Public Health Care

We hear a lot about the cost of health care, when what is actually being described is the price of health care, an altogether different thing. The idea that a fair price is what a willing buyer is prepared to pay to a willing seller assumes that if the seller asks an outrageous price, the buyer is free to walk away. If the seller has the only drug or procedure that will keep the buyer alive, he is not free to walk away. He has to pay whatever price is asked. There is no meaningful competition in the health care industry.

The so-called health care industry is in the business of trafficking in human life. If you do not have the money to pay them to keep you alive, they will let you die. If you are in severe intractable pain and do not have the money to buy their drugs, they will let you suffer in agony. They are permitted to charge whatever the market will bear. What will you pay to stay alive? Everything you have, if necessary.

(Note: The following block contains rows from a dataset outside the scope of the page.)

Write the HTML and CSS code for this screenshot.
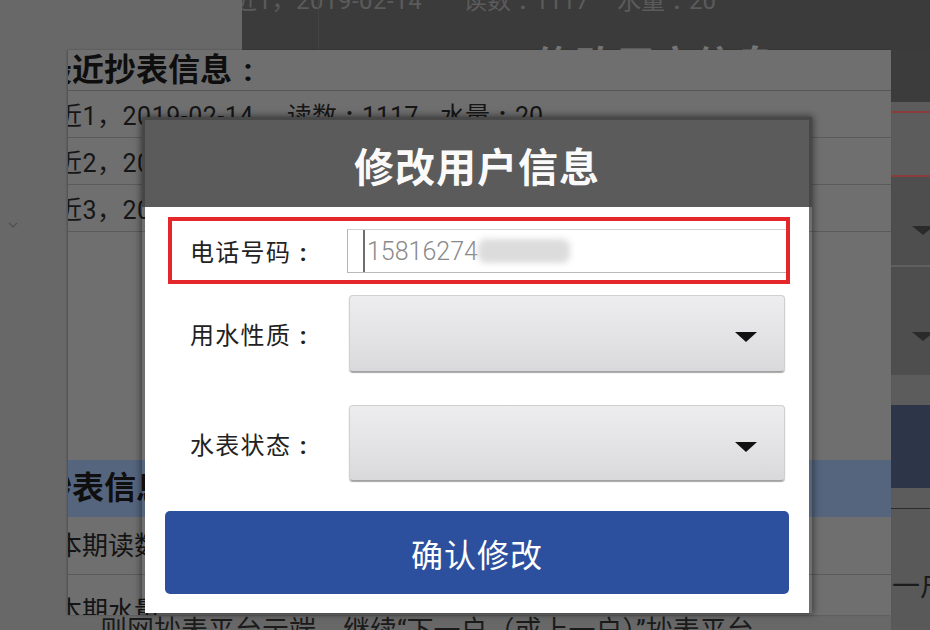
FILE: index.html
```html
<!DOCTYPE html>
<html lang="zh-CN">
<head>
<meta charset="utf-8">
<title>修改用户信息</title>
<link rel="stylesheet" href="styles.css">
</head>
<body>
<div class="scene">
  <svg class="chevron" width="10" height="6" viewBox="0 0 10 6"><polyline points="1,1 5,5 9,1" fill="none" stroke="#4f4f4f" stroke-width="1.2"/></svg>

  <div class="back-top">
    <div class="back-row"><span class="c1">近1，2019-02-14</span><span class="c2">读数<span class="colon">:</span>1117</span><span class="c3">水量<span class="colon">:</span>20</span></div>
    <div class="back-title">修改用户信息</div>
  </div>

  <div class="back-strip">
    <div class="s-dark"></div>
    <div class="s-grey s-h9"></div>
    <div class="s-red"></div>
    <div class="s-grey s-h62"></div>
    <div class="s-red"></div>
    <div class="s-dd s-h88"><span class="s-arrow s-a1"></span></div>
    <div class="s-line"></div>
    <div class="s-dd s-h108"><span class="s-arrow s-a2"></span></div>
    <div class="s-grey s-h30"></div>
    <div class="s-blue"></div>
    <div class="s-grey s-h20"></div>
    <div class="s-black"></div>
    <div class="s-rest">一户</div>
  </div>

  <div class="panel">
    <div class="p-head">最近抄表信息<span class="colon">:</span></div>
    <div class="p-row"><span class="c1">近1，2019-02-14</span><span class="c2">读数<span class="colon">:</span>1117</span><span class="c3">水量<span class="colon">:</span>20</span></div>
    <div class="p-row"><span class="c1">近2，2019-01-14</span></div>
    <div class="p-row"><span class="c1">近3，2018-12-14</span></div>
    <div class="p-gap"></div>
    <div class="p-band">抄表信息</div>
    <div class="p-item">本期读数</div>
    <div class="p-item p-last">本期水量</div>
  </div>

  <div class="caption">则网抄表平台示端，继续“下一户（或上一户）”抄表平台</div>

  <div class="dialog">
    <div class="d-head">修改用户信息</div>
    <div class="d-body">
      <div class="phone-box">
        <span class="label label-phone">电话号码<span class="colon">:</span></span>
        <div class="input">
          <span class="cursor"></span>
          <span class="value">15816274</span>
          <span class="blur"></span>
        </div>
      </div>
      <div class="select-row first">
        <span class="label">用水性质<span class="colon">:</span></span>
        <div class="select s1"><span class="arrow"></span></div>
      </div>
      <div class="select-row second">
        <span class="label">水表状态<span class="colon">:</span></span>
        <div class="select s2"><span class="arrow"></span></div>
      </div>
      <div class="confirm">确认修改</div>
    </div>
  </div>
</div>
</body>
</html>
```

FILE: styles.css
```css
* { box-sizing: border-box; }
html, body { margin: 0; padding: 0; }
body {
  width: 930px;
  height: 630px;
  overflow: hidden;
  background: #686868;
  font-family: Roboto, "Noto Sans CJK SC", sans-serif;
}
.scene {
  position: relative;
  width: 930px;
  height: 630px;
  overflow: hidden;
}
.colon {
  display: inline-block;
  width: 1em;
  text-align: center;
  font-weight: bold;
  text-indent: 0;
  letter-spacing: 0;
}
.chevron {
  position: absolute;
  left: 8px;
  top: 222px;
}

/* dark layer at top */
.back-top {
  position: absolute;
  left: 242px;
  top: 0;
  width: 688px;
  height: 50px;
  background: #3b3b3b;
  overflow: hidden;
}
.back-top::before {
  content: "";
  position: absolute;
  left: 76px;
  top: 0;
  width: 1px;
  height: 50px;
  background: #444;
}
.back-row {
  display: flex;
  margin-top: -12px;
  margin-left: -9px;
  height: 26px;
  line-height: 26px;
  font-size: 24px;
  color: #5b5b5b;
  white-space: nowrap;
}
.back-row .c1 { width: 230px; letter-spacing: 0.5px; }
.back-row .c2 { width: 154px; }
.back-title {
  margin-top: 33px;
  margin-left: 293px;
  font-size: 40px;
  line-height: 40px;
  font-weight: bold;
  color: #767676;
  white-space: nowrap;
}

/* right strip of the page behind */
.back-strip {
  position: absolute;
  left: 891px;
  top: 50px;
  width: 39px;
  height: 580px;
  display: flex;
  flex-direction: column;
  overflow: hidden;
}
.s-dark { height: 52px; background: #3c3c3c; }
.s-grey { background: #5c5c5c; }
.s-h9 { height: 9px; }
.s-h62 { height: 62px; }
.s-h30 { height: 30px; }
.s-h20 { height: 20px; }
.s-red { height: 2px; background: #8d3c3c; }
.s-dd { background: #4e4e4e; padding-left: 21px; }
.s-h88 { height: 88px; }
.s-h108 { height: 108px; }
.s-line { height: 2px; background: #5f5f5f; }
.s-arrow {
  display: block;
  width: 0;
  height: 0;
  border-left: 11px solid transparent;
  border-right: 11px solid transparent;
  border-top: 9px solid #2a2a2a;
}
.s-a1 { margin-top: 49px; }
.s-a2 { margin-top: 65px; }
.s-blue { height: 83px; background: #2d3649; }
.s-black { height: 1px; background: #2c2c2c; }
.s-rest {
  flex: 1;
  background: #595959;
  padding-top: 63px;
  padding-left: 1px;
  font-size: 28px;
  line-height: 30px;
  color: #1c1c1c;
  white-space: nowrap;
}

/* middle page */
.panel {
  position: absolute;
  left: 68px;
  top: 50px;
  width: 823px;
  height: 565px;
  background: #6f6f6f;
  overflow: hidden;
  box-shadow: -1px 0 2px rgba(0,0,0,0.25);
}
.p-head {
  height: 41px;
  border-bottom: 1px solid #575757;
  font-size: 32px;
  line-height: 40px;
  font-weight: bold;
  color: #0e0e0e;
  text-indent: -28px;
  white-space: nowrap;
}
.p-row {
  display: flex;
  align-items: center;
  height: 47px;
  border-bottom: 1px solid #5a5a5a;
  font-size: 25px;
  color: #161616;
  white-space: nowrap;
}
.p-row .c1 { margin-left: -11px; width: 230px; letter-spacing: 0.5px; }
.p-row .c2 { width: 153px; }
.p-gap { height: 228px; }
.p-band {
  height: 57px;
  background: #55657d;
  font-size: 32px;
  line-height: 57px;
  font-weight: bold;
  color: #0f0f0f;
  text-indent: -28px;
  white-space: nowrap;
}
.p-item {
  height: 58px;
  border-bottom: 1px solid #5a5a5a;
  font-size: 26px;
  line-height: 58px;
  color: #141414;
  text-indent: -12px;
  white-space: nowrap;
}
.p-last {
  height: 40px;
  border-bottom: none;
  line-height: 26px;
  padding-top: 23px;
  overflow: hidden;
}

.caption {
  position: absolute;
  left: 100px;
  top: 616px;
  font-size: 27px;
  line-height: 30px;
  color: #1b1b1b;
  white-space: nowrap;
}

/* dialog */
.dialog {
  position: absolute;
  left: 142px;
  top: 117px;
  width: 670px;
  height: 496px;
  display: flex;
  flex-direction: column;
  box-shadow: 0 0 7px 1px rgba(0,0,0,0.5);
}
.d-head {
  height: 90px;
  background: #5b5b5b;
  border: 3px solid #474747;
  border-bottom: none;
  display: flex;
  align-items: center;
  justify-content: center;
  padding-top: 3px;
  font-size: 40px;
  font-weight: bold;
  color: #fafafa;
  letter-spacing: 1px;
}
.d-body {
  flex: 1;
  margin: 0 3px;
  background: #ffffff;
  padding-top: 10px;
}
.label {
  flex: none;
  font-size: 24px;
  letter-spacing: 1.3px;
  color: #222222;
}
.phone-box {
  margin-left: 23px;
  width: 622px;
  height: 67px;
  border: 4px solid #e4272b;
  display: flex;
  align-items: center;
  padding-left: 18px;
}
.label-phone { width: 157px; }
.input {
  flex: 1;
  height: 44px;
  margin-top: 1px;
  border-top: 1px solid #d2d2d2;
  border-bottom: 1px solid #b9b9b9;
  border-left: 1px solid #b3b3b3;
  display: flex;
  align-items: center;
}
.cursor {
  width: 2px;
  height: 42px;
  margin-left: 15px;
  background: #6e6e6e;
}
.value {
  margin-left: 2px;
  font-size: 25px;
  font-weight: 300;
  color: #8a8a8a;
}
.blur {
  width: 92px;
  height: 24px;
  background: #dcdcdc;
  border-radius: 8px;
  filter: blur(3px);
}
.select-row {
  display: flex;
  align-items: center;
  padding-left: 45px;
}
.select-row .label { width: 159px; }
.select-row.first { margin-top: 11px; }
.select-row.second { margin-top: 33px; }
.select {
  width: 436px;
  border: 1px solid #d0d0d0;
  border-bottom-color: #a2a2a2;
  border-radius: 4px;
  background: linear-gradient(180deg, #ededef 0%, #e3e3e5 55%, #d9d9db 100%);
  box-shadow: 0 1px 1px rgba(0,0,0,0.35);
  display: flex;
  align-items: center;
  justify-content: flex-end;
  padding-right: 27px;
}
.s1 { height: 77px; }
.s2 { height: 76px; }
.arrow {
  width: 0;
  height: 0;
  margin-top: 7px;
  border-left: 11px solid transparent;
  border-right: 11px solid transparent;
  border-top: 10px solid #111111;
}
.confirm {
  margin-top: 30px;
  margin-left: 20px;
  width: 624px;
  height: 83px;
  border-radius: 5px;
  background: #2c4f9e;
  display: flex;
  align-items: center;
  justify-content: center;
  font-size: 32px;
  letter-spacing: 1px;
  color: #ffffff;
}
```
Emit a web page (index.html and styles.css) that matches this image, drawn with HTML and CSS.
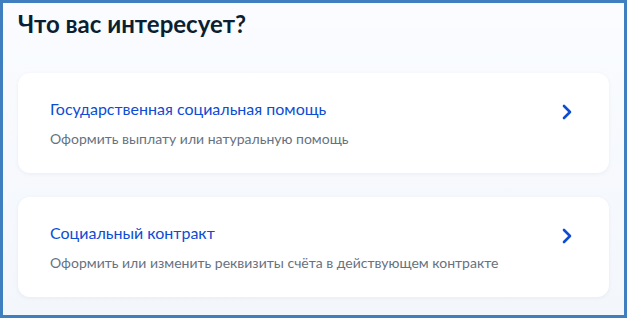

Even the Medicare system is forbidden by law from negotiating prices with the drug companies. The one organization which is in the position of being able to deal with the drug companies on a relatively level playing field is forbidden to do so. They must accept the “market” price derived from the process of extortion described above.

I am constantly amazed that so many people seem to prefer the notion of privatized health care to a public system. The executives of a publicly traded corporation are obliged by law to act in the way that will best benefit their shareholders at all times. Nothing takes precedence over this. A publicly traded health care corporation is not in business to provide health care; that is a side effect. They are in business to provide as much profit as possible to their shareholders. This means that the person deciding what treatment a patient is going to get is going to make the decision that best benefits the corporation, not the patient. It also means that the extortion is not just a morally reprehensible policy, it is dictated by law.

A publicly operated health care provider, on the other hand, such as is found all over the rest of the industrialized world, exists to provide health care to the patient. Its employees will make the decision that best benefits the patient. 

Which would you prefer? To have your medical decisions made by someone who is paid to deny you care if they can find any reason to do so, or by someone whose job it is to make and keep you healthy?